Restaurants will respond to the pandemic as they already have—by cobbling together a variety of businesses, including delivery and curbside pickup, and selling specialty groceries. Even so, their outlook is dire. Colicchio told me that more than half of American restaurants may not reopen. “In my case, for at least two of my restaurants, most of the business comes through private parties and conferences,” he said. “For the foreseeable future, that’s gone.”
3. COVID-PROOF PUBLIC ENTERTAINMENT
On the evening of Tuesday, March 10, 61 singers gathered for choir practice just north of Seattle. It was a standard rehearsal, as members sang in close quarters, shared snacks, and stacked chairs together at the end of the two-and-a-half-hour session.
Five days later, the choir director sent an urgent email to the group. Several members had developed fevers, she said. The following Tuesday’s rehearsal was canceled. But by then, it was too late. Fifty-three of the 61 singers became ill, making for an “attack rate” of 87 percent. Three members of the choir were hospitalized. Two died.
The Washington choir represents the most aggressive outbreak I have come across, with an attack rate almost twice as high as the Korean call center. It had many features we’ve already established to be dangerous: an intimate crowd gathered in a small room, sharing air, food, and surfaces. But what if singing accelerated the transmission of the disease?
Read: How the pandemic will end
In a study subsequently published in the Centers for Disease Control and Prevention’s “Morbidity and Mortality Weekly Report,” researchers emphasized that “the act of singing, itself,” might have contributed to transmission, because choir members were belting out more of the virus. Some people—known as “superemitters”—release more particles into the air when they speak, because they are unusually loud or slobbery talkers. But even normal gabbers can release an exceptional number of droplets if they’re singing or theatrically projecting their voice.

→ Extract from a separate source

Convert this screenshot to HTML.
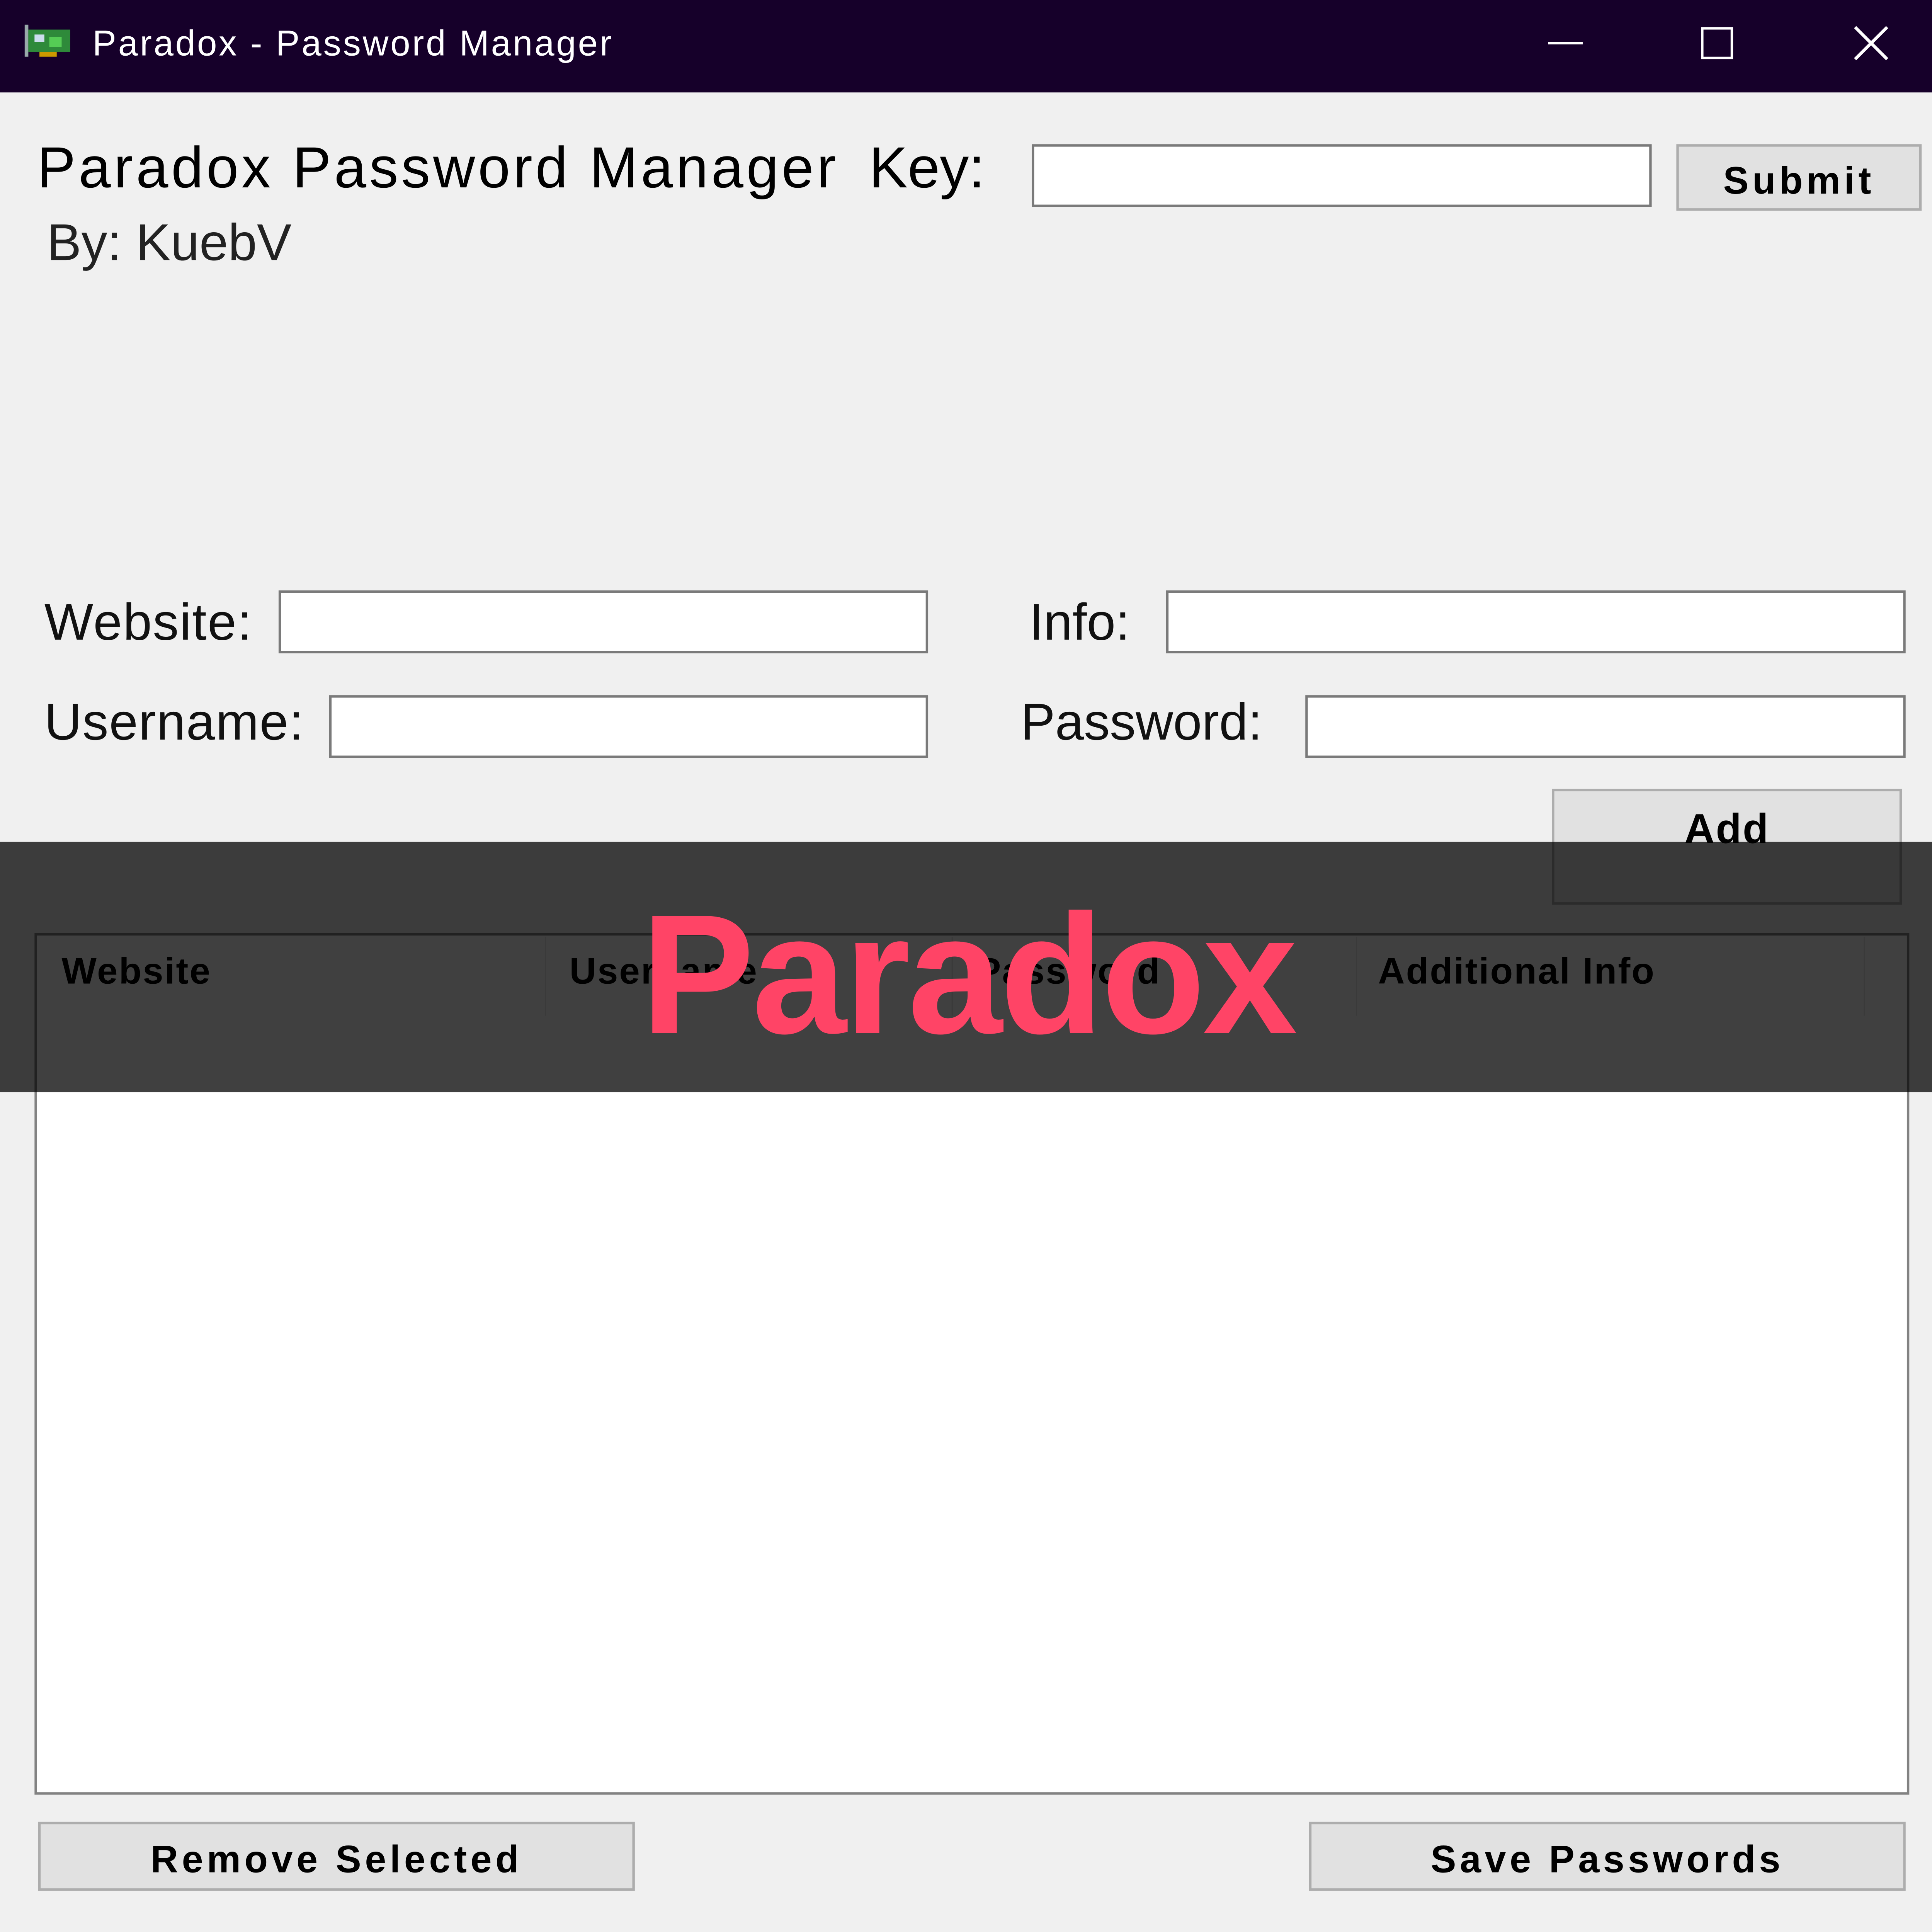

Many super-spreader events have been ceremonies that involve group prayers and exclamations, such as religious gatherings. On February 16, a 61-year-old Korean woman with COVID-19 triggered hundreds of infections when she prayed with 1,000 worshippers in a large windowless church in Daegu, South Korea. (To this day, more than 60 percent of Korea’s COVID-19 cases are in Daegu.) Two days later, in France, several hundred Christian worshippers from around the world packed into a dark auditorium in the small town of Mulhouse for an annual festival. French authorities have since linked more than 2,000 global cases to this one meeting, including cases in French Guyana, Corsica, Burkina Faso, and Switzerland.
These stories, combined with the science of large-droplet and airborne transmission, suggest that social distancing isn’t enough: We need saliva control too. Other countries are doing so, already. Germany has reportedly banned singing at religious services, and South Korea has prohibited spitting in its professional baseball league.